In order to foster the advancement of computational neuroscience in this direction, it may be useful, but it is certainly not sufficient to organize the collection and distribution of more complete and better experimental neuroscientific data in order to model these data (as in the HBP or the BAM project, Alivisatos et al., 2012), because this will at best lead to a biophysical understanding of brain activity. In addition, it is necessary to develop synthetic ideas of how certain cognitive abilities involving image or language understanding, planning and non-factual reasoning could be realized adequately in brain-like neural networks, i.e., to understand the neural mechanisms for deliberate decision making and the sequential concerted organization of massively parallel computations (Palm and Bonhoeffer, 1984), or to develop artificial intelligence in brain-like neural networks (see Palm, 1982 for an early attempt).

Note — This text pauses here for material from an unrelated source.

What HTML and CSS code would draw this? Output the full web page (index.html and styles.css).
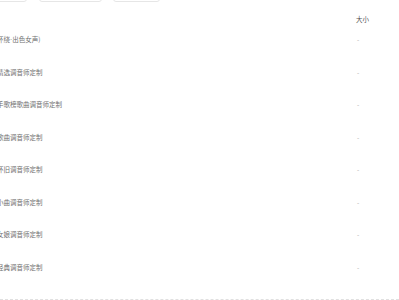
FILE: index.html
```html
<!DOCTYPE html>
<html lang="zh">
<head>
<meta charset="utf-8">
<link rel="stylesheet" href="styles.css">
</head>
<body>
<div class="toolbar">
  <span class="btn btn-a"></span>
  <span class="btn btn-b"></span>
  <span class="btn btn-c"></span>
</div>
<div class="table">
  <div class="row head"><span class="name"></span><span class="size">大小</span></div>
  <div class="row"><span class="name">环绕<span class="dot">·</span>出色女声)</span><span class="size dash">-</span></div>
  <div class="row"><span class="name">精选调音师定制</span><span class="size dash">-</span></div>
  <div class="row"><span class="name">手歌榜歌曲调音师定制</span><span class="size dash">-</span></div>
  <div class="row"><span class="name">歌曲调音师定制</span><span class="size dash">-</span></div>
  <div class="row"><span class="name">怀旧调音师定制</span><span class="size dash">-</span></div>
  <div class="row"><span class="name">小曲调音师定制</span><span class="size dash">-</span></div>
  <div class="row"><span class="name">女娘调音师定制</span><span class="size dash">-</span></div>
  <div class="row"><span class="name">经典调音师定制</span><span class="size dash">-</span></div>
</div>
</body>
</html>
```

FILE: styles.css
```css
html, body {
  margin: 0;
  padding: 0;
  background: #fff;
  width: 399px;
  height: 300px;
  overflow: hidden;
  font-family: "Noto Sans CJK SC", "Noto Sans", sans-serif;
}
.toolbar {
  display: flex;
  height: 2px;
  overflow: visible;
}
.btn {
  display: block;
  height: 24px;
  margin-top: -22px;
  border: 1px solid #e6e6e6;
  border-radius: 3px;
  box-sizing: border-box;
}
.btn-a { margin-left: -20px; width: 47px; }
.btn-b { margin-left: 12px; width: 63px; }
.btn-c { margin-left: 11px; width: 47px; }
.table {
  border-bottom: 1px dashed #e0e0e0;
  height: 298px;
  box-sizing: border-box;
}
.row {
  display: flex;
  height: 32.5px;
  padding-top: 1.5px;
  box-sizing: border-box;
  font-size: 6.5px;
  line-height: 8px;
  color: #707070;
}
.row.head {
  height: 31.5px;
  padding-top: 13.3px;
  color: #555;
}
.name {
  flex: 0 0 359px;
  margin-left: -3px;
  white-space: nowrap;
}
.dot {
  font-family: "Liberation Sans", sans-serif;
}
.size {
  flex: 1;
}
.dash {
  color: #aaa;
  padding-left: 1px;
}
```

Kahnemann (2011) has distinguished two kinds of processes that are involved in decision making: slow and fast. Many complex behavioral abilities, for example in perception, reinforcement learning and motor control, have been understood quite well in computational neuroscience so far, but they typically deal with the “fast system” that we share with many animals. The “slow system” of decision making which is related to “mental energy” (which requires physical energy, but may not be exactly the energy consumption measured in functional MRI) and interacts in interesting and subtle ways with the fast system, is not easily amenable to neuroscience and has hardly been studied or modelled in computational neuroscience, although we cannot deny its psychological reality. It would be a good candidate for the “conductor” mentioned in the title. Psychological models of these processes (e.g., Anderson, 1983, 2005; Baddeley et al., 1996; Baddeley, 2007; Lewandowsky and Farrell, 2010; Cooper, 2013) are able to describe some of this, but are still far from detailed neurocomputational realizations (Barak and Tsodyks, 2014). If we take cognition seriously and not just use it as a fancy label, we will open a new emerging field of interdisciplinary research between computer science, neuroscience and cognitive psychology.

Criteria for a good neurocomputational cognitive model can be combined from criteria already demanded by neuroscientists, computer scientists and psychologists; some of them that immediately come to mind, are listed below. Certainly any good cognitive model should address several of these criteria.

The basic demand is of course that the model really solves a cognitive task. For this we need a behavioral description of the task, an outline of the solution and a computer program or simulation of it that can be tested on a variety of problem instances. This program should be realized in (or demonstrably convertible into) a neural network architecture. Based on this we can produce a list of criteria:

Scalability

Efficiency (in real time with realistic size)

Neural plausibility

Introspective plausibility

Reusability (the model should be usable for several related problems)

Evolutionary plausibility (how could it have evolved?)

Learnability (how could it be learned?)

Degradability (it should not immediately break down — “graceful degradation”).

Perhaps in this new kind of large-scale or system-level computational modeling some of the recent developments in the application oriented branch of neural information processing need to be reunited with the neuroscience oriented branch. After all, during evolution the development of intriguing cognitive abilities in the human brain has been pushed forward by the need to solve various complex tasks in the real world by reorganizing the same basic neural machinery. So in order to understand the concerted cooperation of several cortical areas and subcortical structures in the solution of complex cognitive tasks it may in fact be useful to consider the more sophisticated network architectures and learning schemes that have recently been put forward in order to solve complex practical problems in various fields of applications.

Conflict of Interest Statement

The author declares that the research was conducted in the absence of any commercial or financial relationships that could be construed as a potential conflict of interest.